What makes cost control harder in professional services SaaS environments
Unlike single-product SaaS businesses with highly standardized workloads, professional services SaaS operations often run a mix of multi-tenant platform services, customer-specific extensions, integration middleware, reporting jobs, sandbox environments, and implementation accelerators. This creates variable demand patterns and a higher risk of architectural sprawl.
Cloud ERP modernization adds another layer of complexity. Finance, billing, resource planning, and project operations systems generate heavy integration traffic and retention requirements.

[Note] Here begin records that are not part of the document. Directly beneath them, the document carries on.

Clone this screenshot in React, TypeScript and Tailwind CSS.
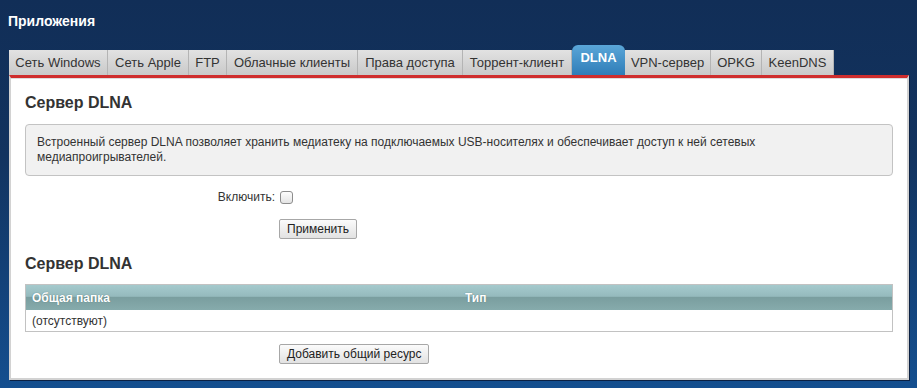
const tabs: { label: string; w: string; active?: boolean }[] = [
  { label: "Сеть Windows", w: "w-[99px]" },
  { label: "Сеть Apple", w: "w-[81px]" },
  { label: "FTP", w: "w-[38px]" },
  { label: "Облачные клиенты", w: "w-[131px]" },
  { label: "Права доступа", w: "w-[105px]" },
  { label: "Торрент-клиент", w: "w-[109px]" },
  { label: "DLNA", w: "w-[53px]", active: true },
  { label: "VPN-сервер", w: "w-[86px]" },
  { label: "OPKG", w: "w-[51px]" },
  { label: "KeenDNS", w: "w-[72px]" },
];

function Btn({ children }: { children: React.ReactNode }) {
  return (
    <button
      type="button"
      className="h-[20px] rounded-[2px] border border-[#a7a7a7] bg-[linear-gradient(to_bottom,#fbfbfb,#e2e2e2)] px-[7px] text-[12px] leading-[18px] text-[#222]"
    >
      {children}
    </button>
  );
}

export default function App() {
  return (
    <div className="h-[388px] w-[917px] overflow-hidden bg-[linear-gradient(to_bottom,#112e57_0%,#12335f_40%,#144f8f_100%)] pl-[9px] pr-[8px] font-['Liberation_Sans',Arial,sans-serif] text-[#333]">
      <h1 className="-ml-[1px] pt-[12px] text-[14px] font-bold leading-[18px] text-white">
        Приложения
      </h1>

      <div className="mt-[15px] flex h-[30px] items-end">
        {tabs.map((t) =>
          t.active ? (
            <div
              key={t.label}
              className={`${t.w} flex h-[30px] items-center justify-center rounded-t-[6px] bg-[linear-gradient(to_bottom,#5aa6d8,#2f7db8)] pb-[4px] text-[13px] font-bold text-white`}
            >
              {t.label}
            </div>
          ) : (
            <div
              key={t.label}
              className={`${t.w} flex h-[25px] items-center justify-center border-r border-[#b4b4b4] bg-[linear-gradient(to_bottom,#e2e2e2,#c9c9c9)] text-[13px] text-[#333]`}
            >
              {t.label}
            </div>
          ),
        )}
      </div>

      <div className="h-[305px] border-x-2 border-b-2 border-t-[3px] border-x-[#d2d2d2] border-b-[#d2d2d2] border-t-[#cf2d2d] bg-white shadow-[1px_1px_0_#0b2143]">
        <div className="h-full border-t border-[#dcdcdc] px-[14px]">
          <h2 className="pt-[14px] text-[16px] font-bold leading-[20px]">Сервер DLNA</h2>

          <div className="mt-[11px] rounded-[4px] border border-[#c3c3c3] bg-[#f1f1f1] px-[11px] py-[10px] text-[12px] leading-[15px]">
            Встроенный сервер DLNA позволяет хранить медиатеку на подключаемых USB-носителях и обеспечивает доступ к ней сетевых
            медиапроигрывателей.
          </div>

          <div className="mt-[14px] flex h-[14px] items-center text-[12px]">
            <span className="w-[250px] text-right">Включить:</span>
            <span className="ml-[5px] h-[13px] w-[13px] rounded-[3px] border border-[#8d8d8d] bg-[linear-gradient(to_bottom,#fdfdfd,#e4e4e4)]" />
          </div>

          <div className="ml-[254px] mt-[15px] flex">
            <Btn>Применить</Btn>
          </div>

          <h2 className="mt-[15px] text-[16px] font-bold leading-[20px]">Сервер DLNA</h2>

          <div className="mt-[10px] border border-[#c2c2c2] text-[12px]">
            <div className="grid h-[25px] grid-cols-2 items-center bg-[linear-gradient(to_bottom,#a5cacd_0%,#95babd_45%,#7a9e9f_50%,#86abac_100%)] text-[12px] font-bold text-white [text-shadow:0_0_1px_#4d6e70]">
              <span className="px-[6px]">Общая папка</span>
              <span className="px-[6px]">Тип</span>
            </div>
            <div className="flex h-[21px] items-center px-[6px]">(отсутствуют)</div>
          </div>

          <div className="ml-[254px] mt-[12px] flex">
            <Btn>Добавить общий ресурс</Btn>
          </div>
        </div>
      </div>
    </div>
  );
}
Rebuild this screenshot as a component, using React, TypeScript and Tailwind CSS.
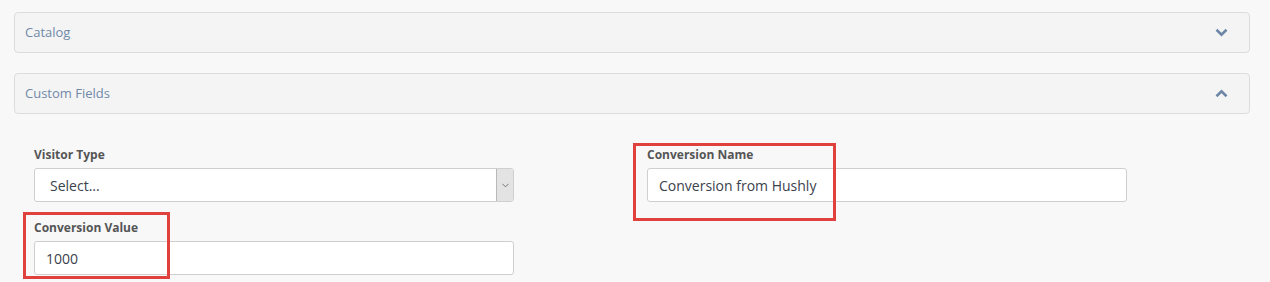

If these workloads are not classified correctly, organizations either overspend on premium infrastructure tiers or expose critical business processes to performance and recovery risks.

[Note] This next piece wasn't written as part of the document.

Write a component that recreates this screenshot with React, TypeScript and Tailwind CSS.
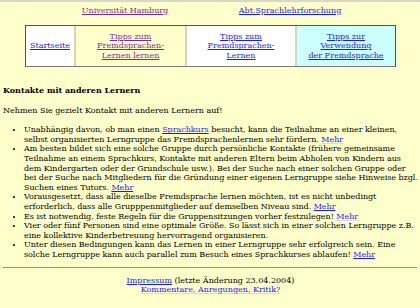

| Cost pressure area | Typical root cause | Operational impact | Control response |
|---|---|---|---|
| Nonproduction sprawl | Always-on dev, test, and sandbox environments | High baseline spend with low utilization | Automated scheduling, ephemeral environments, policy-based shutdown |
| Compute overprovisioning | Sizing based on peak assumptions | Low efficiency and inflated run costs | Rightsizing, autoscaling, workload profiling |
| Storage growth | Unmanaged backups, logs, and duplicate datasets | Escalating monthly cost and recovery complexity | Lifecycle policies, retention governance, archive tiering |
| Data transfer charges | Cross-region and cross-service traffic patterns | Unexpected network cost spikes | Topology redesign, caching, traffic localization |
| Toolchain duplication | Separate monitoring, CI/CD, and security stacks by team | License waste and fragmented visibility | Platform engineering standards and shared services |
The enterprise cloud cost control framework
An effective framework for professional services SaaS operations should combine financial governance with architectural discipline. In practice, this means cost control is distributed across six layers: workload classification, environment governance, observability, automation, resilience alignment, and executive accountability. Each layer should be measurable and tied to service outcomes rather than treated as a standalone optimization exercise.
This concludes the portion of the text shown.